If you’re wondering how sports could be a sin, look no further than a 2006 book by Saudi religious scholar Muhammed al-Habdan. “This is exactly what the disbelievers in the West want,” he wrote. “Their plan is to lure Muslim women out of their homes and subsequently out of their headscarf too.”
Besides the plotting of the West, another danger is the all-too temptatious women themselves. Habdan says girls might be attracted to each other after seeing their classmates in leotards and tight tops. That is why, he says, “good” Saudi girls do not disrobe — to change into those leotards and tight tops, for example — outside their homes.
I loved to play tennis and badminton at school, and these days I love to watch my 5-year-old niece at soccer practice. I can only laugh at such rantings.
The procession of teams in Beijing last Friday undermined Habdan’s arguments that women’s sports were a conspiracy by “Western disbelievers.” How wonderful it was to see dozens of Muslim female athletes who run, fence and lift weights, marching in the knowledge that they are role models not just for their countrywomen but for all Muslim girls who love sports.

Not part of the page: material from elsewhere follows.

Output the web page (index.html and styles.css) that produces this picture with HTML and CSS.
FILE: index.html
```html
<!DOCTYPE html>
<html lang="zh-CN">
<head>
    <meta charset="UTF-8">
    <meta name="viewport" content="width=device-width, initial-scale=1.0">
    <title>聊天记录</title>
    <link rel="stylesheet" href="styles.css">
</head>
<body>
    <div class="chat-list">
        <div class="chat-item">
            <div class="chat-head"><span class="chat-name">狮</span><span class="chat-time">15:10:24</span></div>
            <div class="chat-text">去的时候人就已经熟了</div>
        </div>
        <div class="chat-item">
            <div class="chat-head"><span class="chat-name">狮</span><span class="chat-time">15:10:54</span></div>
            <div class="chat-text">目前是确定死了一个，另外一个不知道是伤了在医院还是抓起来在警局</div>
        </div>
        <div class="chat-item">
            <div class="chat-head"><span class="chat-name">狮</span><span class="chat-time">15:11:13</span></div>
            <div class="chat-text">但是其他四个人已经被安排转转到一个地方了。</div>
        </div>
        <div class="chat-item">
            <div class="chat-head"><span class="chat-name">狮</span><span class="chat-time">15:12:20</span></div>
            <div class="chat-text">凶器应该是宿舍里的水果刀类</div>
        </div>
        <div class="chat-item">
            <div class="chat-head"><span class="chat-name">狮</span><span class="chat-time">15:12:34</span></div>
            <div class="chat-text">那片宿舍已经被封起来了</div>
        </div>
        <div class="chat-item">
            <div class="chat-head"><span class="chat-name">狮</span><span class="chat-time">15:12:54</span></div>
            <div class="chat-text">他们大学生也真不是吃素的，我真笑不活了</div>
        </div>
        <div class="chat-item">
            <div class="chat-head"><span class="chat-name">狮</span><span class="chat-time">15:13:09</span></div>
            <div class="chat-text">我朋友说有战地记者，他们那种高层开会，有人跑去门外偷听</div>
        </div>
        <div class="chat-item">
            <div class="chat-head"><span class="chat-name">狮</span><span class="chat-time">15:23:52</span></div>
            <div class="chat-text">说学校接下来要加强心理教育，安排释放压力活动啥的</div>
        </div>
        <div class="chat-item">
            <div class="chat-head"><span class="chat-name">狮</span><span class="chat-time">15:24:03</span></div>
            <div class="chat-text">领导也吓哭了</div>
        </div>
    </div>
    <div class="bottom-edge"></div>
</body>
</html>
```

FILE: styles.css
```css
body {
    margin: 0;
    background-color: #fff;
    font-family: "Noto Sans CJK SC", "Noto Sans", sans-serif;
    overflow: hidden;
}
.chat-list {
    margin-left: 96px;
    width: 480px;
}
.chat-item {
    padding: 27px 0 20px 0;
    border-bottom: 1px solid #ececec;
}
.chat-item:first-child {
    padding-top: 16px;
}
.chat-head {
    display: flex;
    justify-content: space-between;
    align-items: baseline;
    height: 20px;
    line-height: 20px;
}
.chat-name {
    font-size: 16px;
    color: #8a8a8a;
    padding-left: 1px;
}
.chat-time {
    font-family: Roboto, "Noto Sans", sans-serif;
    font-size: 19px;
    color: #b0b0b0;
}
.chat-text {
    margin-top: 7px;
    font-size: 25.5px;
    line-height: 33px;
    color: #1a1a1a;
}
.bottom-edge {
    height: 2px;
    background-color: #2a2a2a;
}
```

Nor is Habdan’s hyper-sexualized ranting on leotards a concern. Some of those Muslim female athletes in Beijing wore headscarves, as did Sheikha Maitha Bint Mohammed bin Rashid Al Maktoum, the 28-year old who carried the flag for the UAE and who will compete in tae kwon do. Others, like the women on the Algerian team, wore skirts and high heels. Their clothes were not immodest or immoral.
The presence of all these Muslim women at the Olympics is a clear message to the world — and to conservative clerics — that there is nothing in Islam that stops them from competing in the sports they love.

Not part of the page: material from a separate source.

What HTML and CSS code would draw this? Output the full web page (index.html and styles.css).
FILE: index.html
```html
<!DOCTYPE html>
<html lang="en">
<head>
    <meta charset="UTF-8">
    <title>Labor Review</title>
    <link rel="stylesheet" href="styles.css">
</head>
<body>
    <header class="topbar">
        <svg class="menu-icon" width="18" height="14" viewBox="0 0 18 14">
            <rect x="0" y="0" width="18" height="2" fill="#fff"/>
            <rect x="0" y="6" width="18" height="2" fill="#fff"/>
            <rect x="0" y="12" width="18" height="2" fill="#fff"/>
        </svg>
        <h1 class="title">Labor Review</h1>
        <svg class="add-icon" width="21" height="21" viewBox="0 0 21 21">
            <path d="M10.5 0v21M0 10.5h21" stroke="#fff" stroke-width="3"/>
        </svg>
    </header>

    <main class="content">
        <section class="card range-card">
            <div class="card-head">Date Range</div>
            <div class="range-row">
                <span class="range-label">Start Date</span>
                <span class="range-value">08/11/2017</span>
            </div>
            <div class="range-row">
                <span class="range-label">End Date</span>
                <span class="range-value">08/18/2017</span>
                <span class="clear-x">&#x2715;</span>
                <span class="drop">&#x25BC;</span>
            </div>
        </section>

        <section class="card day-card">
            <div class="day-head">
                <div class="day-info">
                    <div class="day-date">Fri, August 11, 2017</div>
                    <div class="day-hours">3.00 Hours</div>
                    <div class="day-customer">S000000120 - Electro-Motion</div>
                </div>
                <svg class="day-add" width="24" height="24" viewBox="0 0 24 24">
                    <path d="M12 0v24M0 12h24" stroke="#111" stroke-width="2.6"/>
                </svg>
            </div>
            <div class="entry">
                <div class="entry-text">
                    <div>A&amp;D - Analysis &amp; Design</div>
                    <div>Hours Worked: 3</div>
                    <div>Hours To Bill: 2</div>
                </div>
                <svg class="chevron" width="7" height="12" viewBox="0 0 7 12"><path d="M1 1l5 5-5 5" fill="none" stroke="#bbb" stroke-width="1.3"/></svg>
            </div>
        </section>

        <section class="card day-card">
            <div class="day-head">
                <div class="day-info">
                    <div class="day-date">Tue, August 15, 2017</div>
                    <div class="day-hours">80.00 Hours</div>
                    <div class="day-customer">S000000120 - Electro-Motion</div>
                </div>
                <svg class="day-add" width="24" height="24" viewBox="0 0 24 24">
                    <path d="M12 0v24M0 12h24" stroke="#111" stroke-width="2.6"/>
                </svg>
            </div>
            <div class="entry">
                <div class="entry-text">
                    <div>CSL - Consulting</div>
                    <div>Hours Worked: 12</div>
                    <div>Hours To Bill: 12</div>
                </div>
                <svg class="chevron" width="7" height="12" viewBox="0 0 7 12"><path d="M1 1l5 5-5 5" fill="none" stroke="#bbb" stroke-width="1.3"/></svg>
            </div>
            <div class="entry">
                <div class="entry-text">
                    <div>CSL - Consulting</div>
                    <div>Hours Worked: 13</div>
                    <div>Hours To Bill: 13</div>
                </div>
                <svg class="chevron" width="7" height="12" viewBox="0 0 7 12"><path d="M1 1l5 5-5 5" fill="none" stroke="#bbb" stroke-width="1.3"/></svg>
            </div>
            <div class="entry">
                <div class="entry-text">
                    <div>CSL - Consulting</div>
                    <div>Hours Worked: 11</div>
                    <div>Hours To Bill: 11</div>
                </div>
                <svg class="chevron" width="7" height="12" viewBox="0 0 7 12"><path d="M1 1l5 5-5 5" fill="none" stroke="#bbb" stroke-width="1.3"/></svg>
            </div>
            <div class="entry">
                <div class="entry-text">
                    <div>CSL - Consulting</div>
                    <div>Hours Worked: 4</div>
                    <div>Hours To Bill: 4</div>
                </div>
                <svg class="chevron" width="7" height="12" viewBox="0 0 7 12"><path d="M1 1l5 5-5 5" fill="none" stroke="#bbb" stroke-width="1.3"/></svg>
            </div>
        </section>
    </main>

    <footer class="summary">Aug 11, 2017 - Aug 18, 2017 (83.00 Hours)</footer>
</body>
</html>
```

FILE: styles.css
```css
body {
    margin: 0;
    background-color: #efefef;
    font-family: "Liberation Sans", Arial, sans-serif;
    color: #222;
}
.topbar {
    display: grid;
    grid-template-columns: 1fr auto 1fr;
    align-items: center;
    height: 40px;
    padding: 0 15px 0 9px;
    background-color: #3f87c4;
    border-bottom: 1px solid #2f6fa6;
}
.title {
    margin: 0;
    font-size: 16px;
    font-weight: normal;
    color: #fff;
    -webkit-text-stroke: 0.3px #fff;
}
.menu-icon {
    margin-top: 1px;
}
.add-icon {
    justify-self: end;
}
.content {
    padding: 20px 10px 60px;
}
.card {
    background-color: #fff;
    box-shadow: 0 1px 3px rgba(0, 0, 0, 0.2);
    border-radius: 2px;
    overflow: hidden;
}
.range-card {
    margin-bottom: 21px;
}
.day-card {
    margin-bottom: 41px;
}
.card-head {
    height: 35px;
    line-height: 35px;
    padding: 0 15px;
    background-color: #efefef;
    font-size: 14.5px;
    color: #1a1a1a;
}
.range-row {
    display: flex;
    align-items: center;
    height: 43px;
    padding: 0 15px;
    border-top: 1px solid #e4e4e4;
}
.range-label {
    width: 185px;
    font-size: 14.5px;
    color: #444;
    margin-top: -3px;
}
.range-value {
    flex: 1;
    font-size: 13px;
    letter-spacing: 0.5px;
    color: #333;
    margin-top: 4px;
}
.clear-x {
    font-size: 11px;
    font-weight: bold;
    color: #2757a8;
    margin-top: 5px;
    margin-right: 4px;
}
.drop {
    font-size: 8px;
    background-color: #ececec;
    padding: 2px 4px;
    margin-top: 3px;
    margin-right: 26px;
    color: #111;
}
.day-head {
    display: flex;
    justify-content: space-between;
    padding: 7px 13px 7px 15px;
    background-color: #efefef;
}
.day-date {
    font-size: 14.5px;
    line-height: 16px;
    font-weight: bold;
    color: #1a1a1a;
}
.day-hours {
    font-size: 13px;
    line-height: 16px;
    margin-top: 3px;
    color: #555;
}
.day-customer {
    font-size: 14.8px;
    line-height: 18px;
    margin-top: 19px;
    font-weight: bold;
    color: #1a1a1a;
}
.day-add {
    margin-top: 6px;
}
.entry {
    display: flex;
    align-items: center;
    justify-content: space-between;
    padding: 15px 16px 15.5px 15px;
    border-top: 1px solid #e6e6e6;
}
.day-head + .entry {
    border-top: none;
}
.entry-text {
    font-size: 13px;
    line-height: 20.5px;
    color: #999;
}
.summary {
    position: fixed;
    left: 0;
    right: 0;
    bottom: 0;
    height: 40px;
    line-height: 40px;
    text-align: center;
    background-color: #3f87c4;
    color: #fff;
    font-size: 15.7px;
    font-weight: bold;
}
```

Saudi women are fighting back. A few days before the Beijing Games opened, Saudi women’s rights activist Wajeha al-Huwaider posted a video on YouTube protesting the ban on women’s sports in her country. Others are directly challenging the ban by playing soccer and basketball without permission and learning to ride horses. Determined to be recognized, they are risking state anger and punishment.
Religious authorities banned an all-women’s marathon and soccer match, but the Jeddah United women’s basketball team makes public appearances as part of its fight against such bans.
The Jeddah United players have a natural ally in Moroccan Olympic gold medalist Nawal El Moutawakel, who this week became the first Muslim woman elected to the International Olympic Committee’s executive board. In 1984, Moutawakel became the first woman from a Muslim-majority country to win a gold medal.
She must tell Saudi Arabia that it’s time to have women on the team — and time for the Olympic board to insist that Saudi Arabia abide by the IOC charter, which bans discrimination of any kind.